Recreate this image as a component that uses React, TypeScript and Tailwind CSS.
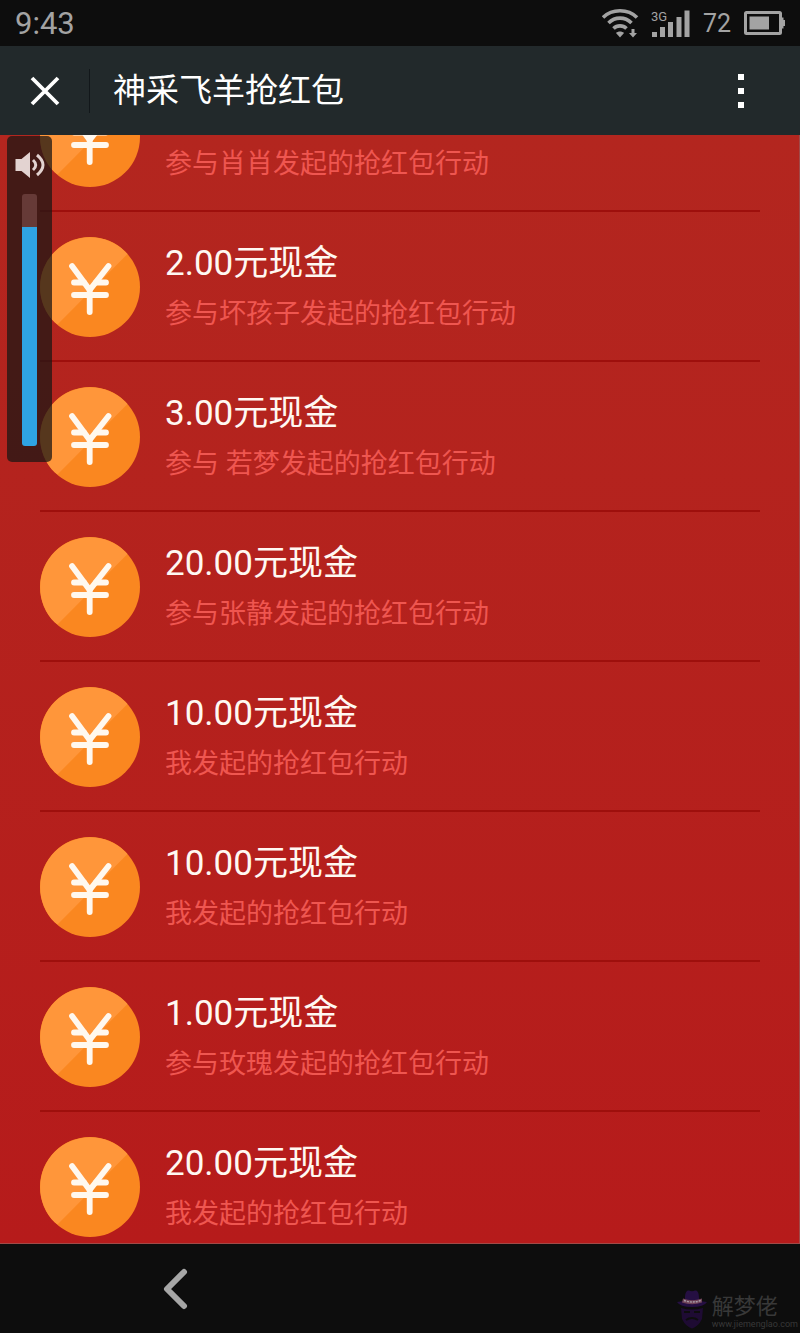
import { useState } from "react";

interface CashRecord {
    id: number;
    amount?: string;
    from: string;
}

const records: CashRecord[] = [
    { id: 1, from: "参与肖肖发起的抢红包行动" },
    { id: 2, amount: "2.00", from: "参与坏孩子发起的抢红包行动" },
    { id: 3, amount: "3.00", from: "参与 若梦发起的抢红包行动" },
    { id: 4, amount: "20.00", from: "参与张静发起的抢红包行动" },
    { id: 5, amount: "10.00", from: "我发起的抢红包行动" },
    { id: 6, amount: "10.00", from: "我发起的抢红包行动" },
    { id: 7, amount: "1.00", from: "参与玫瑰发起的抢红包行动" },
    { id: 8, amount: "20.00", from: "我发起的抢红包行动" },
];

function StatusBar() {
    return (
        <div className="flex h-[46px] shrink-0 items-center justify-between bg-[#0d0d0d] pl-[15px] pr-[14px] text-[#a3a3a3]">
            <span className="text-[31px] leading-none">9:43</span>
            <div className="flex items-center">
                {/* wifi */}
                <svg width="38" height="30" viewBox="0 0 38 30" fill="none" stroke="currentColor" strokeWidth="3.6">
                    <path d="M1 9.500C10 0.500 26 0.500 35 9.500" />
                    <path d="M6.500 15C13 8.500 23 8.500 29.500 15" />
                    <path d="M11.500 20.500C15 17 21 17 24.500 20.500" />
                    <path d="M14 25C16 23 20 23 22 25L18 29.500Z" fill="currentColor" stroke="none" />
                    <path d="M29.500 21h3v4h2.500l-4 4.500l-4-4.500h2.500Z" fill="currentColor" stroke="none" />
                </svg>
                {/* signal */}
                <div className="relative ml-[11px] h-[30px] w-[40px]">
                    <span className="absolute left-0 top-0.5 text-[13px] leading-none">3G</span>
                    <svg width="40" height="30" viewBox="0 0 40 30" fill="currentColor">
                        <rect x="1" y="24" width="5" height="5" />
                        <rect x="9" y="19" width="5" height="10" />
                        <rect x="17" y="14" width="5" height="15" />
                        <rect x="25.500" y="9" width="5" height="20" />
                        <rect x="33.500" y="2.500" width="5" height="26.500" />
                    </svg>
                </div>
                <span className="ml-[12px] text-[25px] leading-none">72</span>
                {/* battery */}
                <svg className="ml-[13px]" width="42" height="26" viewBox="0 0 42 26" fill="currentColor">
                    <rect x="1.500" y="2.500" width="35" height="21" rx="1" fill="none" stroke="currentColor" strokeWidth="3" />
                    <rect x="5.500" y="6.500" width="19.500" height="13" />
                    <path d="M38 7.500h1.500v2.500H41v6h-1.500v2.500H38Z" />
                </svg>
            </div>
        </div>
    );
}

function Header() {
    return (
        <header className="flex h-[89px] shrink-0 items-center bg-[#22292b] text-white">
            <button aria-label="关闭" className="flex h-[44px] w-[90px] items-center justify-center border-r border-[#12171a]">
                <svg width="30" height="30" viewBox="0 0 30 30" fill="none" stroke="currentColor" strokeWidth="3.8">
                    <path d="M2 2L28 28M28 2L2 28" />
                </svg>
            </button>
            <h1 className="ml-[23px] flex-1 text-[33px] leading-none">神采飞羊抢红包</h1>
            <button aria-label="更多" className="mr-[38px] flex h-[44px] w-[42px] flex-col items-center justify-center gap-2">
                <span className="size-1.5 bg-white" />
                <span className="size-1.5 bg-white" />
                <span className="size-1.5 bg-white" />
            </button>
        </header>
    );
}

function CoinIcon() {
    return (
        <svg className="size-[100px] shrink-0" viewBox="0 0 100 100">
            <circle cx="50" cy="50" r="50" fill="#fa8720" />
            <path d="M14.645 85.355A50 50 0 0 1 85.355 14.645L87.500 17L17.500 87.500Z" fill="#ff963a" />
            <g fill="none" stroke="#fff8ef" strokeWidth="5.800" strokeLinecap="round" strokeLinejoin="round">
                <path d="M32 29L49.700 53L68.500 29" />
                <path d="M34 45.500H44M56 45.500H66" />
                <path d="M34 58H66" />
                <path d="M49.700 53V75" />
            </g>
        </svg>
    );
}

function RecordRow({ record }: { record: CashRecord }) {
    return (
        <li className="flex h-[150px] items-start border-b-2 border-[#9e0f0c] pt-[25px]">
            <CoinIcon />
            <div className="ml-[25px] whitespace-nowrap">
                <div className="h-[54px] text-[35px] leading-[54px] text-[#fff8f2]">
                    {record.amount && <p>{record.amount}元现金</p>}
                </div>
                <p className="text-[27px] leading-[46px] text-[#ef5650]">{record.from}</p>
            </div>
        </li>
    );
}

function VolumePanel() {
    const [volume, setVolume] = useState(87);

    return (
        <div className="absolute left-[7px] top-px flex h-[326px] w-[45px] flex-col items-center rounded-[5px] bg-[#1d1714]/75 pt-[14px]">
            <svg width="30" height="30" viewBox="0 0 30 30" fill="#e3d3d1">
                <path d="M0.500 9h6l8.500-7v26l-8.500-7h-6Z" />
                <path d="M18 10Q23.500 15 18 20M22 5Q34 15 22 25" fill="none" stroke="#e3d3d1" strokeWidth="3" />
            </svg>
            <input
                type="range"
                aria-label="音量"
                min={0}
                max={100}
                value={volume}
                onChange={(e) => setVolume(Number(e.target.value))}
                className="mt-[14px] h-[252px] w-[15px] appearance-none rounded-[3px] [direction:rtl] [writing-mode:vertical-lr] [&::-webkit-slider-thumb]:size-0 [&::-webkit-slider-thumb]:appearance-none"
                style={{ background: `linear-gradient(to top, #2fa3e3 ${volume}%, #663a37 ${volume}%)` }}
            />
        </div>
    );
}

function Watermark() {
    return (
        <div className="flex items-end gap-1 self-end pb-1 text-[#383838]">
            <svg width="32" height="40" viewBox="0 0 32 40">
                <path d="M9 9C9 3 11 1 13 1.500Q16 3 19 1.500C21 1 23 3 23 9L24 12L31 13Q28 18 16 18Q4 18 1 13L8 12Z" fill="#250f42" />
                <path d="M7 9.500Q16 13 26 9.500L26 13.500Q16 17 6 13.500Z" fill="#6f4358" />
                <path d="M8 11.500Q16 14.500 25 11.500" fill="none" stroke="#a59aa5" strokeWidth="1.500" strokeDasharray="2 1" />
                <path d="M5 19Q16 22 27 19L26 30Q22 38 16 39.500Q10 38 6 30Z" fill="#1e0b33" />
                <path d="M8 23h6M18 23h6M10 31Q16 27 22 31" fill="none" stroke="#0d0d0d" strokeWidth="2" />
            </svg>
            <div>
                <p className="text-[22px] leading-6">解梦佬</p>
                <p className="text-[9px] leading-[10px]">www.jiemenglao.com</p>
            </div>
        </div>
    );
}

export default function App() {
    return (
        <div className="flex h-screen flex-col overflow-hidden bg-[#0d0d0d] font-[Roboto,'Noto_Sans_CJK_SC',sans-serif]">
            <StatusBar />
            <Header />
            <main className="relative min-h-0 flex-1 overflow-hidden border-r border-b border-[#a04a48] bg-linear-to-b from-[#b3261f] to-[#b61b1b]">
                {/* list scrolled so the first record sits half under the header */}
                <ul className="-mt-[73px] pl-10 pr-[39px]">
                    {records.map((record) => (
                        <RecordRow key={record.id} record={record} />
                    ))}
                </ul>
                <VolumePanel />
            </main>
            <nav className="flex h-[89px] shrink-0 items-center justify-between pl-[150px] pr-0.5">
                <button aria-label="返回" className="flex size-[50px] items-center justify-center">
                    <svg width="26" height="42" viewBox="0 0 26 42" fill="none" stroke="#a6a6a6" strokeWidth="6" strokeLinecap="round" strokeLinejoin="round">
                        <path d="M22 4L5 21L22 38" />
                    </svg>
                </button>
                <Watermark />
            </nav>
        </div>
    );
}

———

Job:
Output the material word for word, omitting its pictures.

Written response:
Recreate this image as a component that uses React, TypeScript and Tailwind CSS.
import { useState } from "react";

interface CashRecord {
    id: number;
    amount?: string;
    from: string;
}

const records: CashRecord[] = [
    { id: 1, from: "参与肖肖发起的抢红包行动" },
    { id: 2, amount: "2.00", from: "参与坏孩子发起的抢红包行动" },
    { id: 3, amount: "3.00", from: "参与 若梦发起的抢红包行动" },
    { id: 4, amount: "20.00", from: "参与张静发起的抢红包行动" },
    { id: 5, amount: "10.00", from: "我发起的抢红包行动" },
    { id: 6, amount: "10.00", from: "我发起的抢红包行动" },
    { id: 7, amount: "1.00", from: "参与玫瑰发起的抢红包行动" },
    { id: 8, amount: "20.00", from: "我发起的抢红包行动" },
];

function StatusBar() {
    return (
        <div className="flex h-[46px] shrink-0 items-center justify-between bg-[#0d0d0d] pl-[15px] pr-[14px] text-[#a3a3a3]">
            <span className="text-[31px] leading-none">9:43</span>
            <div className="flex items-center">
                {/* wifi */}
                <svg width="38" height="30" viewBox="0 0 38 30" fill="none" stroke="currentColor" strokeWidth="3.6">
                    <path d="M1 9.500C10 0.500 26 0.500 35 9.500" />
                    <path d="M6.500 15C13 8.500 23 8.500 29.500 15" />
                    <path d="M11.500 20.500C15 17 21 17 24.500 20.500" />
                    <path d="M14 25C16 23 20 23 22 25L18 29.500Z" fill="currentColor" stroke="none" />
                    <path d="M29.500 21h3v4h2.500l-4 4.500l-4-4.500h2.500Z" fill="currentColor" stroke="none" />
                </svg>
                {/* signal */}
                <div className="relative ml-[11px] h-[30px] w-[40px]">
                    <span className="absolute left-0 top-0.5 text-[13px] leading-none">3G</span>
                    <svg width="40" height="30" viewBox="0 0 40 30" fill="currentColor">
                        <rect x="1" y="24" width="5" height="5" />
                        <rect x="9" y="19" width="5" height="10" />
                        <rect x="17" y="14" width="5" height="15" />
                        <rect x="25.500" y="9" width="5" height="20" />
                        <rect x="33.500" y="2.500" width="5" height="26.500" />
                    </svg>
                </div>
                <span className="ml-[12px] text-[25px] leading-none">72</span>
                {/* battery */}
                <svg className="ml-[13px]" width="42" height="26" viewBox="0 0 42 26" fill="currentColor">
                    <rect x="1.500" y="2.500" width="35" height="21" rx="1" fill="none" stroke="currentColor" strokeWidth="3" />
                    <rect x="5.500" y="6.500" width="19.500" height="13" />
                    <path d="M38 7.500h1.500v2.500H41v6h-1.500v2.500H38Z" />
                </svg>
            </div>
        </div>
    );
}

function Header() {
    return (
        <header className="flex h-[89px] shrink-0 items-center bg-[#22292b] text-white">
            <button aria-label="关闭" className="flex h-[44px] w-[90px] items-center justify-center border-r border-[#12171a]">
                <svg width="30" height="30" viewBox="0 0 30 30" fill="none" stroke="currentColor" strokeWidth="3.8">
                    <path d="M2 2L28 28M28 2L2 28" />
                </svg>
            </button>
            <h1 className="ml-[23px] flex-1 text-[33px] leading-none">神采飞羊抢红包</h1>
            <button aria-label="更多" className="mr-[38px] flex h-[44px] w-[42px] flex-col items-center justify-center gap-2">
                <span className="size-1.5 bg-white" />
                <span className="size-1.5 bg-white" />
                <span className="size-1.5 bg-white" />
            </button>
        </header>
    );
}

function CoinIcon() {
    return (
        <svg className="size-[100px] shrink-0" viewBox="0 0 100 100">
            <circle cx="50" cy="50" r="50" fill="#fa8720" />
            <path d="M14.645 85.355A50 50 0 0 1 85.355 14.645L87.500 17L17.500 87.500Z" fill="#ff963a" />
            <g fill="none" stroke="#fff8ef" strokeWidth="5.800" strokeLinecap="round" strokeLinejoin="round">
                <path d="M32 29L49.700 53L68.500 29" />
                <path d="M34 45.500H44M56 45.500H66" />
                <path d="M34 58H66" />
                <path d="M49.700 53V75" />
            </g>
        </svg>
    );
}

function RecordRow({ record }: { record: CashRecord }) {
    return (
        <li className="flex h-[150px] items-start border-b-2 border-[#9e0f0c] pt-[25px]">
            <CoinIcon />
            <div className="ml-[25px] whitespace-nowrap">
                <div className="h-[54px] text-[35px] leading-[54px] text-[#fff8f2]">
                    {record.amount && <p>{record.amount}元现金</p>}
                </div>
                <p className="text-[27px] leading-[46px] text-[#ef5650]">{record.from}</p>
            </div>
        </li>
    );
}

function VolumePanel() {
    const [volume, setVolume] = useState(87);

    return (
        <div className="absolute left-[7px] top-px flex h-[326px] w-[45px] flex-col items-center rounded-[5px] bg-[#1d1714]/75 pt-[14px]">
            <svg width="30" height="30" viewBox="0 0 30 30" fill="#e3d3d1">
                <path d="M0.500 9h6l8.500-7v26l-8.500-7h-6Z" />
                <path d="M18 10Q23.500 15 18 20M22 5Q34 15 22 25" fill="none" stroke="#e3d3d1" strokeWidth="3" />
            </svg>
            <input
                type="range"
                aria-label="音量"
                min={0}
                max={100}
                value={volume}
                onChange={(e) => setVolume(Number(e.target.value))}
                className="mt-[14px] h-[252px] w-[15px] appearance-none rounded-[3px] [direction:rtl] [writing-mode:vertical-lr] [&::-webkit-slider-thumb]:size-0 [&::-webkit-slider-thumb]:appearance-none"
                style={{ background: `linear-gradient(to top, #2fa3e3 ${volume}%, #663a37 ${volume}%)` }}
            />
        </div>
    );
}

function Watermark() {
    return (
        <div className="flex items-end gap-1 self-end pb-1 text-[#383838]">
            <svg width="32" height="40" viewBox="0 0 32 40">
                <path d="M9 9C9 3 11 1 13 1.500Q16 3 19 1.500C21 1 23 3 23 9L24 12L31 13Q28 18 16 18Q4 18 1 13L8 12Z" fill="#250f42" />
                <path d="M7 9.500Q16 13 26 9.500L26 13.500Q16 17 6 13.500Z" fill="#6f4358" />
                <path d="M8 11.500Q16 14.500 25 11.500" fill="none" stroke="#a59aa5" strokeWidth="1.500" strokeDasharray="2 1" />
                <path d="M5 19Q16 22 27 19L26 30Q22 38 16 39.500Q10 38 6 30Z" fill="#1e0b33" />
                <path d="M8 23h6M18 23h6M10 31Q16 27 22 31" fill="none" stroke="#0d0d0d" strokeWidth="2" />
            </svg>
            <div>
                <p className="text-[22px] leading-6">解梦佬</p>
                <p className="text-[9px] leading-[10px]">www.jiemenglao.com</p>
            </div>
        </div>
    );
}

export default function App() {
    return (
        <div className="flex h-screen flex-col overflow-hidden bg-[#0d0d0d] font-[Roboto,'Noto_Sans_CJK_SC',sans-serif]">
            <StatusBar />
            <Header />
            <main className="relative min-h-0 flex-1 overflow-hidden border-r border-b border-[#a04a48] bg-linear-to-b from-[#b3261f] to-[#b61b1b]">
                {/* list scrolled so the first record sits half under the header */}
                <ul className="-mt-[73px] pl-10 pr-[39px]">
                    {records.map((record) => (
                        <RecordRow key={record.id} record={record} />
                    ))}
                </ul>
                <VolumePanel />
            </main>
            <nav className="flex h-[89px] shrink-0 items-center justify-between pl-[150px] pr-0.5">
                <button aria-label="返回" className="flex size-[50px] items-center justify-center">
                    <svg width="26" height="42" viewBox="0 0 26 42" fill="none" stroke="#a6a6a6" strokeWidth="6" strokeLinecap="round" strokeLinejoin="round">
                        <path d="M22 4L5 21L22 38" />
                    </svg>
                </button>
                <Watermark />
            </nav>
        </div>
    );
}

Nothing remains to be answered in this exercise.